Researchers from Italian Institute of Technology revealed 3D Dirac plasmons in a bulk material that could enable novel electronic nano devices
A plasmon is a quantum of plasma oscillation similar to an optical oscillation of photons in light. Plasmons are collective oscillations of the free electron gas density found in conventional metals and semiconductors. These condensed matter particles are gaining interest for applications in sensing, fast electronics, and solar cell technology. Plasmons can also exist in exotic solids known as Dirac materials made from particles such as fermion, d-wave superconductors, graphene, and topological insulators.
Dirac plasmons have several advantages such as a higher propagation velocity and frequency tenability as compared to conventional plasmons. Dirac plasmons have so far been observed in 2D materials such as graphene. However, 2D plasmons are susceptible to presence of defects and contaminants on the surface of a material. Now, researchers at the Graphene Labs of Italian Institute of Technology, in Genoa, provided direct evidence of 3D Dirac plasmons in the bulk of platinum ditelluride (PtTe2).

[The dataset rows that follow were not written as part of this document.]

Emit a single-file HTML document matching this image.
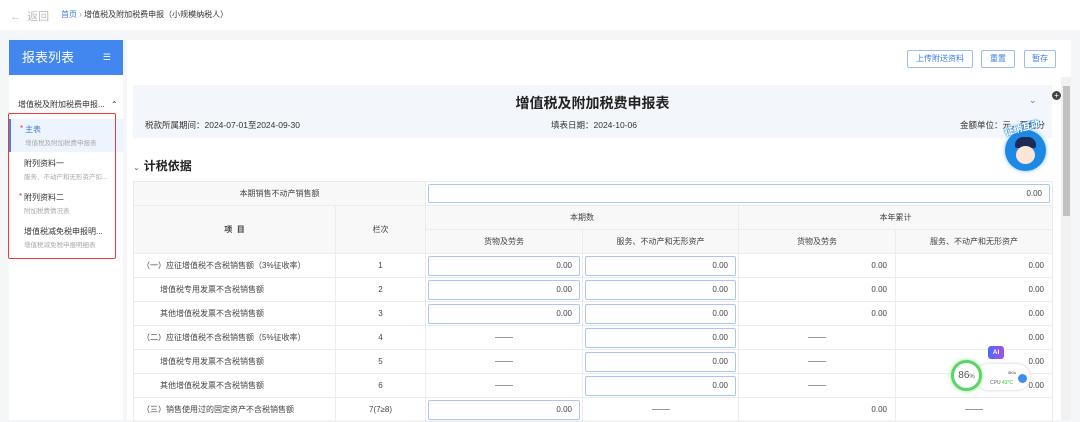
<!DOCTYPE html>
<html><head><meta charset="utf-8"><style>
*{margin:0;padding:0;box-sizing:border-box}
body{width:1080px;height:420px;overflow:hidden;background:#f5f6f8;font-family:"Liberation Sans","Noto Sans CJK SC",sans-serif;color:#333;position:relative;font-size:8px}
.a{position:absolute}
.top{left:0;top:0;width:1080px;height:30px;background:#fff}
.side{left:9px;top:40px;width:114px;height:380px;background:#fff}
.main{left:127px;top:40px;width:944px;height:380px;background:#fff}
.btn{top:50px;height:18px;border:1px solid #9dbcf2;border-radius:2px;color:#3d7be8;font-size:8px;line-height:16px;text-align:center;background:#fff}
.hdr{left:133px;top:85px;width:919px;height:53px;background:#f3f6fa}
table{position:absolute;left:133px;top:181px;border-collapse:collapse;table-layout:fixed;width:919px}
td{border:1px solid #ececec;font-size:8px;height:24px;text-align:center;color:#444;padding:0}
.h td{background:#f8f8f8}
.l{text-align:left;padding-left:8px}
.l2{text-align:left;padding-left:26px}
.r{text-align:right;padding-right:8px}
.in{margin:0 2px;height:20px;border:1px solid #aac6f3;border-radius:2px;text-align:right;padding-right:7px;line-height:18px;background:#fff}
.dash{display:inline-block;width:18px;border-top:1px solid #999;vertical-align:middle}
.nav{left:9px;width:114px;font-size:8px}
</style></head><body>
<div class="a top"></div>
<div class="a" style="left:10px;top:8px;font-size:11px;color:#bbb">←&nbsp;&nbsp;返回</div>
<div class="a" style="left:61px;top:9px;font-size:8px;color:#333"><span style="color:#3d7be8">首页</span> <span style="color:#999">›</span> 增值税及附加税费申报（小规模纳税人）</div>

<div class="a side"></div>
<div class="a" style="left:9px;top:40px;width:114px;height:35px;background:#4286f0;color:#fff;font-size:13px;line-height:35px;padding-left:13px">报表列表<span style="position:absolute;right:12px;font-size:9px">☰</span></div>
<div class="a" style="left:18px;top:99px;font-size:8px;color:#333">增值税及附加税费申报... <span style="margin-left:4px">⌃</span></div>
<div class="a" style="left:9px;top:119px;width:114px;height:33px;background:#eef4fd;border-left:2px solid #4286f0"></div>
<div class="a nav" style="top:124px;left:25px;color:#3d7be8"><span style="color:#e33;position:absolute;left:-5px">*</span>主表</div>
<div class="a nav" style="top:137px;left:25px;color:#aaa;font-size:6.5px">增值税及附加税费申报表</div>
<div class="a nav" style="top:158px;left:24px">附列资料一</div>
<div class="a nav" style="top:171px;left:24px;color:#aaa;font-size:6.5px">服务、不动产和无形资产扣...</div>
<div class="a nav" style="top:192px;left:24px"><span style="color:#e33;position:absolute;left:-5px">*</span>附列资料二</div>
<div class="a nav" style="top:205px;left:24px;color:#aaa;font-size:6.5px">附加税费情况表</div>
<div class="a nav" style="top:226px;left:24px">增值税减免税申报明...</div>
<div class="a nav" style="top:239px;left:24px;color:#aaa;font-size:6.5px">增值税减免税申报明细表</div>
<div class="a" style="left:8px;top:113px;width:108px;height:146px;border:1.5px solid #f03a3a;border-radius:2px"></div>

<div class="a main"></div>
<div class="a btn" style="left:907px;width:66px">上传附送资料</div>
<div class="a btn" style="left:981px;width:34px">重置</div>
<div class="a btn" style="left:1024px;width:32px">暂存</div>
<div class="a hdr"></div>
<div class="a" style="left:133px;width:919px;top:93px;text-align:center;font-size:14px;font-weight:bold;color:#222">增值税及附加税费申报表</div>
<div class="a" style="left:1029px;top:95px;color:#3d7be8;font-size:9px">⌄</div>
<div class="a" style="left:145px;top:119px;font-size:8.5px">税款所属期间：2024-07-01至2024-09-30</div>
<div class="a" style="left:551px;top:119px;font-size:8.5px">填表日期：2024-10-06</div>
<div class="a" style="left:960px;top:119px;font-size:8.5px">金额单位：元，至角分</div>
<div class="a" style="left:133px;top:157px;font-size:12px;font-weight:bold;color:#222"><span style="font-size:8px;color:#666;font-weight:normal;margin-right:4px">⌄</span>计税依据</div>

<table>
<colgroup><col style="width:202px"><col style="width:90px"><col style="width:157px"><col style="width:156px"><col style="width:157px"><col style="width:157px"></colgroup>
<tr class="h"><td colspan="2" style="height:23px">本期销售不动产销售额</td><td colspan="4" style="background:#fff"><div class="in" style="height:19px">0.00</div></td></tr>
<tr class="h"><td rowspan="2"><b style="font-weight:bold">项 &nbsp;目</b></td><td rowspan="2">栏次</td><td colspan="2">本期数</td><td colspan="2">本年累计</td></tr>
<tr class="h"><td>货物及劳务</td><td>服务、不动产和无形资产</td><td>货物及劳务</td><td>服务、不动产和无形资产</td></tr>
<tr><td class="l">（一）应征增值税不含税销售额（3%征收率）</td><td>1</td><td><div class="in">0.00</div></td><td><div class="in">0.00</div></td><td class="r">0.00</td><td class="r">0.00</td></tr>
<tr><td class="l2">增值税专用发票不含税销售额</td><td>2</td><td><div class="in">0.00</div></td><td><div class="in">0.00</div></td><td class="r">0.00</td><td class="r">0.00</td></tr>
<tr><td class="l2">其他增值税发票不含税销售额</td><td>3</td><td><div class="in">0.00</div></td><td><div class="in">0.00</div></td><td class="r">0.00</td><td class="r">0.00</td></tr>
<tr><td class="l">（二）应征增值税不含税销售额（5%征收率）</td><td>4</td><td><span class="dash"></span></td><td><div class="in">0.00</div></td><td><span class="dash"></span></td><td class="r">0.00</td></tr>
<tr><td class="l2">增值税专用发票不含税销售额</td><td>5</td><td><span class="dash"></span></td><td><div class="in">0.00</div></td><td><span class="dash"></span></td><td class="r">0.00</td></tr>
<tr><td class="l2">其他增值税发票不含税销售额</td><td>6</td><td><span class="dash"></span></td><td><div class="in">0.00</div></td><td><span class="dash"></span></td><td class="r">0.00</td></tr>
<tr><td class="l">（三）销售使用过的固定资产不含税销售额</td><td>7(7≥8)</td><td><div class="in">0.00</div></td><td><span class="dash"></span></td><td class="r">0.00</td><td><span class="dash"></span></td></tr>
</table>

<div class="a" style="left:1061px;top:77px;width:10px;height:343px;background:#f1f1f1"></div>
<div class="a" style="left:1063px;top:86px;width:7px;height:130px;background:#c1c1c1"></div>
<div class="a" style="left:1052px;top:91px;width:9px;height:9px;border-radius:50%;background:#444;color:#fff;font-size:8px;line-height:9px;text-align:center">+</div>

<div class="a" style="left:1005px;top:130px;width:41px;height:41px;border-radius:50%;background:#1e88e5;box-shadow:0 0 4px #7bbdf5"></div>
<div class="a" style="left:1015px;top:137px;width:21px;height:11px;border-radius:8px 8px 2px 2px;background:#1d2a55"></div>
<div class="a" style="left:1016px;top:146px;width:19px;height:18px;border-radius:50%;background:#fde6d6"></div>
<div class="a" style="left:1004px;top:121px;color:#fff;font-size:9px;font-weight:bold;transform:rotate(-15deg);text-shadow:0 0 2px #1e88e5,0 0 2px #1e88e5">征纳互动</div>

<div class="a" style="left:988px;top:346px;width:16px;height:13px;border-radius:3px;background:linear-gradient(90deg,#4a6cf7,#a34ff0);color:#fff;font-size:6.5px;line-height:13px;text-align:center;font-weight:bold">AI</div>
<div class="a" style="left:975px;top:364px;width:55px;height:26px;border-radius:13px;background:#fff;box-shadow:0 0 3px #ccc"></div>
<div class="a" style="left:951px;top:360px;width:31px;height:31px;border-radius:50%;background:#fff;border:3px solid #5bd46a;box-shadow:0 0 4px #8de38f;font-size:10px;color:#555;text-align:center;line-height:25px">86<span style="font-size:6px">%</span></div>
<div class="a" style="left:990px;top:380px;font-size:5px;color:#666">CPU <span style="color:#3c3">43°C</span></div>
<div class="a" style="left:1008px;top:370px;font-size:4px;color:#333">0K/s</div>
<div class="a" style="left:1018px;top:374px;width:9px;height:9px;border-radius:50%;background:#3d8ef0"></div>
</body></html>
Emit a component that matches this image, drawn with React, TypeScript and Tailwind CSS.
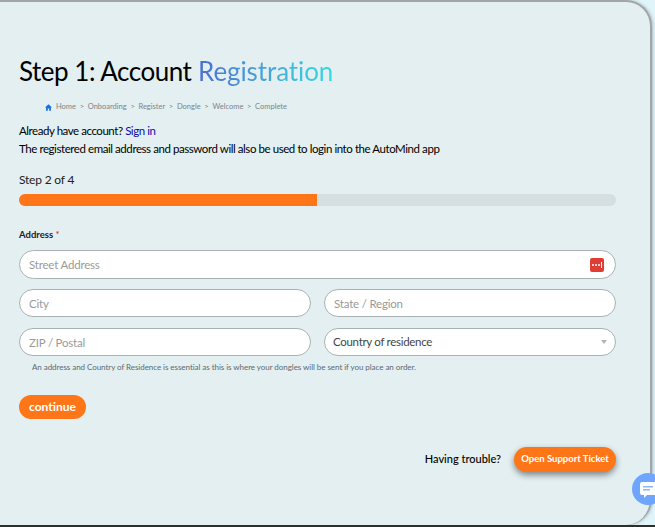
const crumbs = ["Onboarding", "Register", "Dongle", "Welcome", "Complete"];

const inputClass =
  "h-[28px] w-full rounded-full border border-[#a9b2b2] bg-white px-[9px] pt-[1px] text-[11.5px] tracking-[-0.2px] text-[#9a9a9a] flex items-center";

export default function App() {
  return (
    <div className="relative h-[527px] w-[655px] overflow-hidden bg-[#dff5fa] font-['Lato',sans-serif]">
      <div className="h-[525px] w-[652px] rounded-tr-[26px] rounded-br-[26px] border-t-2 border-r-2 border-[#a2a6aa] bg-[#e3eff1] pl-[19px] pr-[34px] pt-[52px] shadow-[1px_0_3px_rgba(120,130,135,0.5)]">
        <h1 className="text-[26px] leading-[34px] text-black">
          <span className="tracking-[-0.48px]">Step 1: Account</span>{" "}
          <span className="bg-gradient-to-r from-[#4a6fd0] to-[#35dae0] bg-clip-text tracking-[-0.1px] text-transparent">
            Registration
          </span>
        </h1>

        <div className="mt-[13px] flex items-center pl-[26px] text-[7.5px] leading-[12px] text-[#7d8587]">
          <svg width="7" height="7" viewBox="0 0 10 10" className="mr-[4px]">
            <path d="M5 0.5 0 5h1.5v4.5h2.5V6.5h2v3h2.5V5H10z" fill="#1a6fe0" />
          </svg>
          <span>Home</span>
          {crumbs.map((c) => (
            <span key={c}>
              <span className="mx-[3.7px]">&gt;</span>
              {c}
            </span>
          ))}
        </div>

        <p className="mt-[9px] text-[11.5px] leading-[18px] tracking-[-0.45px] text-black">
          Already have account? <span className="text-[#0a0ab0]">Sign in</span>
        </p>
        <p className="text-[11.5px] leading-[18px] tracking-[-0.43px] text-black">
          The registered email address and password will also be used to login into the AutoMind app
        </p>

        <p className="mt-[13px] text-[12px] leading-[18px] tracking-[-0.2px] text-[#222]">Step 2 of 4</p>
        <div className="mt-[5px] h-[12px] w-full overflow-hidden rounded-full bg-[#d5dfe0]">
          <div className="h-full w-[298px] bg-[#ff7618]" />
        </div>

        <p className="mt-[22px] text-[9.5px] font-bold leading-[14px] text-[#222]">
          Address <span className="font-normal text-[#e02020]">*</span>
        </p>

        <div className="mt-[8px] flex flex-col gap-[10px]">
          <div className={`${inputClass} !h-[29px] justify-between pr-[11px]`}>
            <span>Street Address</span>
            <span className="flex h-[14px] w-[14px] items-center justify-center gap-[1px] rounded-[2px] bg-[#e03c36]">
              <span className="h-[2px] w-[2px] rounded-full bg-white" />
              <span className="h-[2px] w-[2px] rounded-full bg-white" />
              <span className="h-[2px] w-[2px] rounded-full bg-white" />
              <span className="h-[6px] w-[1px] bg-white" />
            </span>
          </div>
          <div className="mb-[1px] grid grid-cols-2 gap-[13px]">
            <div className={inputClass}>City</div>
            <div className={inputClass}>State / Region</div>
          </div>
          <div className="grid grid-cols-2 gap-[13px]">
            <div className={inputClass}>ZIP / Postal</div>
            <div className={`${inputClass} justify-between !pt-0 pr-[8px] pl-[8px] !text-[#444] !tracking-[-0.3px]`}>
              <span>Country of residence</span>
              <span className="h-0 w-0 border-x-[3.5px] border-t-[4px] border-x-transparent border-t-[#b5b5b5]" />
            </div>
          </div>
        </div>

        <p className="mt-[5px] pl-[13px] text-[8px] leading-[12px] tracking-[-0.05px] text-[#5d6a70]">
          An address and Country of Residence is essential as this is where your dongles will be sent if you place an order.
        </p>

        <button className="mt-[22px] flex h-[24px] w-[67px] items-center justify-center rounded-full bg-[#ff7618] text-[12px] font-bold text-white">
          continue
        </button>

        <div className="mt-[28px] flex items-center justify-end">
          <span className="mr-[13px] text-[11px] font-medium text-black">Having trouble?</span>
          <button className="flex h-[25px] w-[102px] items-center justify-center rounded-full bg-[#ff7618] text-[9.5px] font-bold text-white shadow-[0_3px_6px_rgba(0,0,0,0.45)]">
            Open Support Ticket
          </button>
        </div>
      </div>

      <div className="absolute bottom-0 left-0 h-[2px] w-full bg-[#2c2f2a]" />

      {/* chat launcher, cut off by the window edge */}
      <div className="absolute left-[632px] top-[473px] flex h-[32px] w-[32px] items-center justify-center rounded-full bg-[#6da5ff]">
        <svg width="20" height="18" viewBox="0 0 20 18" className="ml-[3px] mt-[1px]">
          <path d="M2 1h16a2 2 0 0 1 2 2v9a2 2 0 0 1-2 2H7l-3 3v-3H2a2 2 0 0 1-2-2V3a2 2 0 0 1 2-2z" fill="#fff" />
          <rect x="3" y="5" width="10" height="1.5" fill="#8db8ff" />
          <rect x="3" y="8" width="7" height="1.5" fill="#8db8ff" />
        </svg>
      </div>
    </div>
  );
}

Recent research revealed Dirac properties in PtTe2 and suggested that it is a 3D type-II Dirac semimetal. The electronic excitation of the material was characterized with high-resolution electron-energy-loss spectroscopy and the data was interpreted by comparing them with density-functional-theory predictions. The researchers observed electronic quasiparticles that were collectively moving in energy bands with the anisotropic tilted cones characteristic of a type-II Dirac semimetal. This in turn suggested that these quasiparticles are 3D Dirac plasmons. The strength of these 3D plasmons could be used to create plasmon-based nanodevices such as photodetectors. According to the researchers such devices could be built using thin PtTe2 layers as the material is easily cleaved. Moreover, the findings revealed that the plasmons could be excited with an energy of around 0.5 Ev that corresponds to a wavelength of around 2.4 μm. Such feature could enable optoelectronic applications where plasmons are controlled with near-infrared laser light. The research was published in the journal Physical Review Letters on August 22, 2018.